Note, too, that this is the same organisation whose approach to 3G licensing and pricing left the country very much behind the curve for rollout of services just ten years ago – Bharti Airtel at the time noted that “The auction format and severe spectrum shortage along with ensuing policy uncertainty drove the prices beyond reasonable levels.” That TRAI is taking such a radically different step today showcases the change within the organisation and its mindset.

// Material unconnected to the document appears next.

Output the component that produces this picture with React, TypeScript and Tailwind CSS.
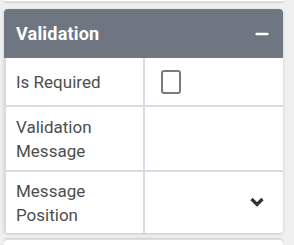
import { Minus } from "lucide-react";

function Row({ label, children, h }: { label: React.ReactNode; children?: React.ReactNode; h: string }) {
  return (
    <div className={`flex ${h} border-b-2 border-[#d7dbe2] last:border-b-0`}>
      <div className="w-[139px] shrink-0 border-r-2 border-[#d7dbe2] pl-[10px] flex items-center text-[17px] leading-[24px] text-[#4d4d4d]">
        {label}
      </div>
      <div className="flex-1 flex items-center px-[16px]">{children}</div>
    </div>
  );
}

export default function App() {
  return (
    <div
      className="w-[294px] h-[245px] overflow-hidden bg-[#efeff0] flex flex-col"
      style={{ fontFamily: "Roboto, 'Liberation Sans', sans-serif" }}
    >
      <div className="shrink-0 mx-[4px] w-[279px] h-[2px] bg-white border-b border-[#d9dce1] shadow-[0_1px_2px_rgba(0,0,0,0.12)]" />

      <div className="shrink-0 mt-[7px] ml-[4px] w-[279px] rounded-[4px] bg-white shadow-[0_1px_3px_rgba(0,0,0,0.18)] overflow-hidden">
        <div className="h-[49px] bg-[#6f7581] flex items-center justify-between pl-[12px] pr-[12px]">
          <span className="text-white font-bold text-[18px] tracking-[0.2px]">Validation</span>
          <Minus className="w-[18px] h-[18px] text-white" strokeWidth={3.5} />
        </div>
        <div className="border-l-2 border-[#d7dbe2]">
          <Row label="Is Required" h="h-[49px]">
            <div className="w-[20px] h-[24px] rounded-[3px] border-2 border-[#7a7a7a] bg-white" />
          </Row>
          <Row
            h="h-[65px]"
            label={
              <span>
                Validation
                <br />
                Message
              </span>
            }
          />
          <Row
            h="h-[61px]"
            label={
              <span>
                Message
                <br />
                Position
              </span>
            }
          >
            <div className="flex-1" />
            <svg width="14" height="11" viewBox="0 0 14 11" className="mr-[3px]">
              <path d="M1.5 2 L7 7.5 L12.5 2" fill="none" stroke="#333" strokeWidth="3.2" />
            </svg>
          </Row>
        </div>
      </div>

      <div className="shrink-0 mt-[6px] ml-[4px] w-[279px] h-[20px] rounded-t-[4px] bg-white shadow-[0_-1px_2px_rgba(0,0,0,0.12)] border-t border-[#d9dce1]" />
    </div>
  );
}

This is the kind of concrete action which the country can take to make a significant difference to the market, as we have already seen with its Aadhar and India Stack initiatives, the latter of which now carries over 8 billion payments monthly. While these initiatives are overwhelmingly internal to the country in their effects, we can think about the coordination of a vast and diverse market that these activities required. Having learnt lessons there and started applying them to programmes like Make in India, it’s not surprising that the next stage could have more of an external impact.
6GWorld has previously highlighted the extent of the changes India will need to make to achieve its ambitions; for example, the country didn’t feature in a 2021 study by the Tokyo-based research company Cyber Creative of 6G patent applications by country.
Moreover, according to India’s Economic Survey 2021-2022, Modi’s government spent just 0.7% of its GDP on R&D in 2020 (the most recent year we have data for), compared to 2.4% in China, 2.3% in the EU and over 3% in the USA. Unless things have changed significantly, or R&D spending is becoming highly focussed, this is going to need increasing in order to generate enough useful intellectual property to meet Minister Scindia’s targets.
So this is really a tale of two halves at the moment. While we might cast a cynical eye on the specific objectives coming out of the SAC meeting, it would be unwise not to take the Indian government’s aspirations and capability seriously. They have managed to make big changes to the domestic digital environment already and are primed for more.